--- Stated exercise ---
Retype the whole listing verbatim and keep the pictures out of it.

--- Dataset content ---
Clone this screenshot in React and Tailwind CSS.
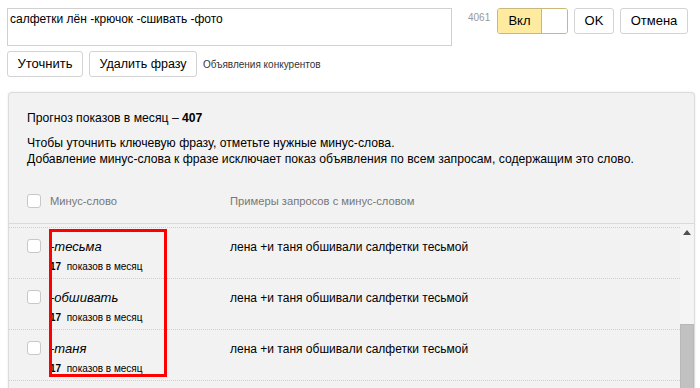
import React from "react";

const rows = ["-тесьма", "-обшивать", "-таня"];

function Box() {
  return <div className="w-[14px] h-[14px] shrink-0 rounded-[3px] border border-[#c8c8c8] bg-white" />;
}

export default function App() {
  return (
    <div className="w-[700px] h-[388px] bg-white overflow-hidden relative text-[#000]" style={{ fontFamily: '"Liberation Sans", Arial, sans-serif' }}>
      {/* top row */}
      <div className="flex items-start pt-[8px] pl-[7px]">
        <div className="w-[445px] h-[38px] border border-[#d0d0d0] px-[2px] text-[12px] leading-[18px] pt-[1px]">
          салфетки лён -крючок -сшивать -фото
        </div>
        <div className="ml-[16px] text-[10px] text-[#999] leading-[14px] pt-[3px] w-[29px]">4061</div>
        <div className="flex h-[26px] rounded-[3px] border border-[#c9b77b] overflow-hidden">
          <div className="w-[44px] bg-[#ffeba0] flex items-center justify-center text-[13px] border-r border-[#c9b77b]">Вкл</div>
          <div className="w-[25px] bg-white" />
        </div>
        <button className="ml-[6px] w-[40px] h-[26px] rounded-[3px] border border-[#d3d3d3] bg-white text-[13px]">OK</button>
        <button className="ml-[6px] w-[68px] h-[26px] rounded-[3px] border border-[#d3d3d3] bg-white text-[13px]">Отмена</button>
      </div>
      {/* second row */}
      <div className="flex items-center pl-[7px] mt-[5px] h-[26px]">
        <button className="w-[76px] h-[26px] rounded-[3px] border border-[#d3d3d3] bg-white text-[13px]">Уточнить</button>
        <button className="ml-[6px] w-[108px] h-[26px] rounded-[3px] border border-[#d3d3d3] bg-white text-[12.5px]">Удалить фразу</button>
        <span className="ml-[6px] text-[10px] text-[#333]">Объявления конкурентов</span>
      </div>
      {/* panel */}
      <div className="ml-[8px] mt-[15px] w-[687px] h-[320px] bg-[#f2f2f2] border border-[#dcdcdc] rounded-t-[4px] shadow-[0_0_2px_rgba(0,0,0,0.12)] flex flex-col">
        <div className="pl-[18px] pt-[17px] text-[12.2px] leading-[16px] h-[33px]">
          Прогноз показов в месяц – <b>407</b>
        </div>
        <div className="pl-[18px] mt-[9px] text-[12.2px] leading-[16px]">
          Чтобы уточнить ключевую фразу, отметьте нужные минус-слова.<br />
          Добавление минус-слова к фразе исключает показ объявления по всем запросам, содержащим это слово.
        </div>
        <div className="flex items-center pl-[18px] mt-[26px] h-[16px] text-[11.2px] text-[#777]">
          <Box />
          <span className="ml-[9px] w-[180px]">Минус-слово</span>
          <span>Примеры запросов с минус-словом</span>
        </div>
        <div className="mt-[14px] border-t border-[#dadada] flex-1 flex relative">
          <div className="flex-1 pt-[3px]">
            <div className="border-t border-dotted border-[#cfcfcf]" />
            {rows.map((w) => (
              <div key={w} className="h-[51px] border-b border-dotted border-[#cfcfcf] flex pl-[18px] pt-[11px]">
                <Box />
                <div className="ml-[9px] w-[180px]">
                  <div className="italic text-[13px] leading-[16px]">{w}</div>
                  <div className="text-[10px] leading-[12px] mt-[6px]"><b className="text-[10px]">17</b>&nbsp; показов в месяц</div>
                </div>
                <div className="text-[12px] leading-[16px]">лена +и таня обшивали салфетки тесьмой</div>
              </div>
            ))}
          </div>
          <div className="w-[14px] bg-[#f4f4f4] flex flex-col items-center">
            <div className="mt-[6px] w-0 h-0 border-l-[4px] border-r-[4px] border-b-[5px] border-l-transparent border-r-transparent border-b-[#505050]" />
            <div className="mt-[89px] w-[14px] flex-1 bg-[#c1c1c1] border border-[#b8b8b8]" />
          </div>
          <div className="absolute left-[40px] top-[5px] w-[118px] h-[148px] border-[3px] border-[#ff0000]" />
        </div>
      </div>
    </div>
  );
}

--- Output ---
Clone this screenshot in React and Tailwind CSS.
import React from "react";

const rows = ["-тесьма", "-обшивать", "-таня"];

function Box() {
  return <div className="w-[14px] h-[14px] shrink-0 rounded-[3px] border border-[#c8c8c8] bg-white" />;
}

export default function App() {
  return (
    <div className="w-[700px] h-[388px] bg-white overflow-hidden relative text-[#000]" style={{ fontFamily: '"Liberation Sans", Arial, sans-serif' }}>
      {/* top row */}
      <div className="flex items-start pt-[8px] pl-[7px]">
        <div className="w-[445px] h-[38px] border border-[#d0d0d0] px-[2px] text-[12px] leading-[18px] pt-[1px]">
          салфетки лён -крючок -сшивать -фото
        </div>
        <div className="ml-[16px] text-[10px] text-[#999] leading-[14px] pt-[3px] w-[29px]">4061</div>
        <div className="flex h-[26px] rounded-[3px] border border-[#c9b77b] overflow-hidden">
          <div className="w-[44px] bg-[#ffeba0] flex items-center justify-center text-[13px] border-r border-[#c9b77b]">Вкл</div>
          <div className="w-[25px] bg-white" />
        </div>
        <button className="ml-[6px] w-[40px] h-[26px] rounded-[3px] border border-[#d3d3d3] bg-white text-[13px]">OK</button>
        <button className="ml-[6px] w-[68px] h-[26px] rounded-[3px] border border-[#d3d3d3] bg-white text-[13px]">Отмена</button>
      </div>
      {/* second row */}
      <div className="flex items-center pl-[7px] mt-[5px] h-[26px]">
        <button className="w-[76px] h-[26px] rounded-[3px] border border-[#d3d3d3] bg-white text-[13px]">Уточнить</button>
        <button className="ml-[6px] w-[108px] h-[26px] rounded-[3px] border border-[#d3d3d3] bg-white text-[12.5px]">Удалить фразу</button>
        <span className="ml-[6px] text-[10px] text-[#333]">Объявления конкурентов</span>
      </div>
      {/* panel */}
      <div className="ml-[8px] mt-[15px] w-[687px] h-[320px] bg-[#f2f2f2] border border-[#dcdcdc] rounded-t-[4px] shadow-[0_0_2px_rgba(0,0,0,0.12)] flex flex-col">
        <div className="pl-[18px] pt-[17px] text-[12.2px] leading-[16px] h-[33px]">
          Прогноз показов в месяц – <b>407</b>
        </div>
        <div className="pl-[18px] mt-[9px] text-[12.2px] leading-[16px]">
          Чтобы уточнить ключевую фразу, отметьте нужные минус-слова.<br />
          Добавление минус-слова к фразе исключает показ объявления по всем запросам, содержащим это слово.
        </div>
        <div className="flex items-center pl-[18px] mt-[26px] h-[16px] text-[11.2px] text-[#777]">
          <Box />
          <span className="ml-[9px] w-[180px]">Минус-слово</span>
          <span>Примеры запросов с минус-словом</span>
        </div>
        <div className="mt-[14px] border-t border-[#dadada] flex-1 flex relative">
          <div className="flex-1 pt-[3px]">
            <div className="border-t border-dotted border-[#cfcfcf]" />
            {rows.map((w) => (
              <div key={w} className="h-[51px] border-b border-dotted border-[#cfcfcf] flex pl-[18px] pt-[11px]">
                <Box />
                <div className="ml-[9px] w-[180px]">
                  <div className="italic text-[13px] leading-[16px]">{w}</div>
                  <div className="text-[10px] leading-[12px] mt-[6px]"><b className="text-[10px]">17</b>&nbsp; показов в месяц</div>
                </div>
                <div className="text-[12px] leading-[16px]">лена +и таня обшивали салфетки тесьмой</div>
              </div>
            ))}
          </div>
          <div className="w-[14px] bg-[#f4f4f4] flex flex-col items-center">
            <div className="mt-[6px] w-0 h-0 border-l-[4px] border-r-[4px] border-b-[5px] border-l-transparent border-r-transparent border-b-[#505050]" />
            <div className="mt-[89px] w-[14px] flex-1 bg-[#c1c1c1] border border-[#b8b8b8]" />
          </div>
          <div className="absolute left-[40px] top-[5px] w-[118px] h-[148px] border-[3px] border-[#ff0000]" />
        </div>
      </div>
    </div>
  );
}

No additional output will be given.